川嶋さんの話の後は、森さんの進行による「ワールドカフェ(*)」の時間です。「リラックスした雰囲気の中対話を深めていきましょう」。
参加者は、各テーブルにおいてある模造紙を自由に使って、考えたことを書き留めながら自分の意見をテーブルの仲間と共有していきます。
今回のテーマは「私(たち)は、どんな社会に住みたいと思っているのだろう?」。
この問いかけに対して、各テーブルで15分間自由な発想で話し合うとのこと。講義を担当した川嶋さんも一緒にテーブルにつき、話し合いに加わります。
「みなさん、お互いの話に耳を傾け、積極的に参加することがポイントですよ」。森さんの言葉に促され、いよいよ対話の時間がスタートしました。
「暮らしたい社会ってどういうものだろう?」
この問いに対し、参加者のイメージすることはさまざまのようです。
例えば、あるテーブルでは「水の大切さ」が話題となりました。「おいしい水のある暮らし、それはおいしい食べものに恵まれた暮らしでもあります」「食は毎日のことなので、おいしい食べものが食べられる生活は豊かさに値すると思います」「水を大切にするためには、その周りの自然全体が豊かである必要があります」など。
エコの大切さについては、自然豊かな田舎での生活に対する憧れが話し合われる一方、都会には都会ならではの良さもあるという意見も沢山でました。「都会と田舎では生活スタイルが違うし、幸せに対しての考え方にも違いがあるよね」「そのどちらの良さも分かるし、それぞれ価値があると思う」など、自分の生活体験をもとにさまざまな意見が交わされていました。
また、別のテーブルでは「暮らしの水準」が話題となっていて「今あるもので十分に満たされているのではないか」「でも、もっと技術が進化して便利になっていって欲しい」など、同世代でも意見が大きく分かれるポイントもあるようでした。また、世代を超えた会話とあって、社会人からは「今の学生はどういうことを考えているの?」「若者はどういうことに興味を持っているの?」という、質問から会話が展開されるケースもみられました。
議論が白熱する中、15分という時間はあっという間に過ぎていきました。
「それでは各テーブルに居残りの人を一人決めてください。それ以外の人は別のテーブルに移動します。居残りの人は、そのテーブルで何が話し合われていたのかを新しいメンバーに説明してくださいね」。
森さんの進行に応じて、テーブルを移動しての第二ラウンドがスタートします。「私のいたテーブルでは、現代社会では生のものに触れる機会が少なくなっている、アナログなものとの関係を取り戻すことが必要だという意見が出ました」と発表する人もいれば、「田舎から東京に出てきて、改めて故郷のよさが見えてきて、そこから気づくものがあったという意見がでました」という報告もありました。
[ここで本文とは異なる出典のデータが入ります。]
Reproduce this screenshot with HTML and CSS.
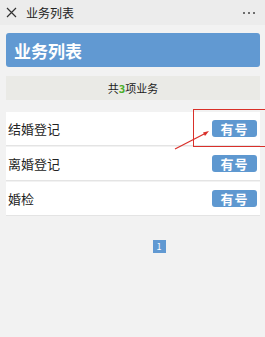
FILE: index.html
```html
<!DOCTYPE html>
<html>
<head>
<meta charset="utf-8">
<link rel="stylesheet" href="styles.css">
</head>
<body>
<div class="topbar">
  <svg class="close" width="11" height="11" viewBox="0 0 11 11"><path d="M1 1 L10 10 M10 1 L1 10" stroke="#333" stroke-width="1.2"/></svg>
  <span class="ttl">业务列表</span>
  <span class="more"><i></i><i></i><i></i></span>
</div>
<div class="main">
  <div class="header">业务列表</div>
  <div class="count">共<span class="num">3</span>项业务</div>
  <div class="list">
    <div class="row"><span>结婚登记</span><span class="btn">有号</span></div>
    <div class="row"><span>离婚登记</span><span class="btn">有号</span></div>
    <div class="row"><span>婚检</span><span class="btn">有号</span></div>
  </div>
  <div class="pager"><span class="page">1</span></div>
</div>
<div class="mark"></div>
<svg class="arrow" width="40" height="30" viewBox="0 0 40 30"><path d="M2 28 L33 12" stroke="#d9302a" stroke-width="1.2" fill="none"/><path d="M36 10 L30 11.5 L32 15 Z" fill="#d9302a"/></svg>
</body>
</html>
```
FILE: styles.css
```css
* { box-sizing: border-box; }
body {
  margin: 0;
  width: 265px;
  height: 337px;
  background: #f2f2f2;
  font-family: "Noto Sans CJK SC", "Noto Sans", sans-serif;
  color: #222;
  position: relative;
  overflow: hidden;
}
.topbar {
  height: 25px;
  background: #ececec;
  display: flex;
  align-items: center;
  padding: 0 10px 0 6px;
  font-size: 12px;
}
.close { margin-right: 9px; }
.ttl { flex: 1; color: #222; }
.more { display: flex; gap: 3px; align-items: center; }
.more i { width: 2px; height: 2px; background: #444; border-radius: 1px; display: block; }
.main { padding: 8px 5px 0 6px; }
.header {
  height: 34px;
  background: #6199d2;
  border-radius: 3px;
  color: #fff;
  font-weight: bold;
  font-size: 17px;
  padding-left: 8px;
  display: flex;
  align-items: center;
}
.count {
  margin-top: 9px;
  height: 24px;
  background: #eaeae6;
  font-size: 11px;
  display: flex;
  align-items: center;
  justify-content: center;
}
.num { color: #4caf2a; font-weight: bold; }
.list { margin-top: 12px; display: flex; flex-direction: column; gap: 1px; }
.row {
  background: #fff;
  height: 34px;
  display: flex;
  align-items: center;
  justify-content: space-between;
  padding: 0 3px 0 2px;
  font-size: 13px;
  border-bottom: 1px solid #e4e4e4;
}
.btn {
  width: 45px;
  height: 17px;
  background: #5e98d0;
  color: #fff;
  font-weight: bold;
  font-size: 13px;
  border-radius: 3px;
  display: flex;
  align-items: center;
  justify-content: center;
  letter-spacing: 1px;
}
.pager { margin-top: 24px; display: flex; justify-content: center; padding-left: 52px; }
.page {
  width: 13px; height: 13px;
  background: #6199d2;
  color: #fff;
  font-size: 9px;
  display: flex; align-items: center; justify-content: center;
}
.mark {
  position: absolute;
  left: 193px; top: 109px;
  width: 75px; height: 38px;
  border: 1.5px solid #d9302a;
}
.arrow { position: absolute; left: 173px; top: 121px; }
```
また、「旅をして、自分の住む土地を離れてみることではじめて気づくことがある。仕事柄転勤が多いので、それぞれの地域の固有の良さが分かるようになった」「若いうちは旅をしておくといい」という意見や「それぞれ違う価値観を共有できることも大切。立場の違いを超えて『幸せ感』を共有できる社会をつくっていきたい」などという考えが共有されました。
「どんな社会に暮らしたいのか、その暮らしとはどんな環境に存在するのか」。参加者たちの対話はさらに深まっていきます。自分の考えを絵に描いて示したり、相手に質問をぶつけたりと、会場の熱気は高まっていくばかり。
またしても15分はあっという間に過ぎていきました。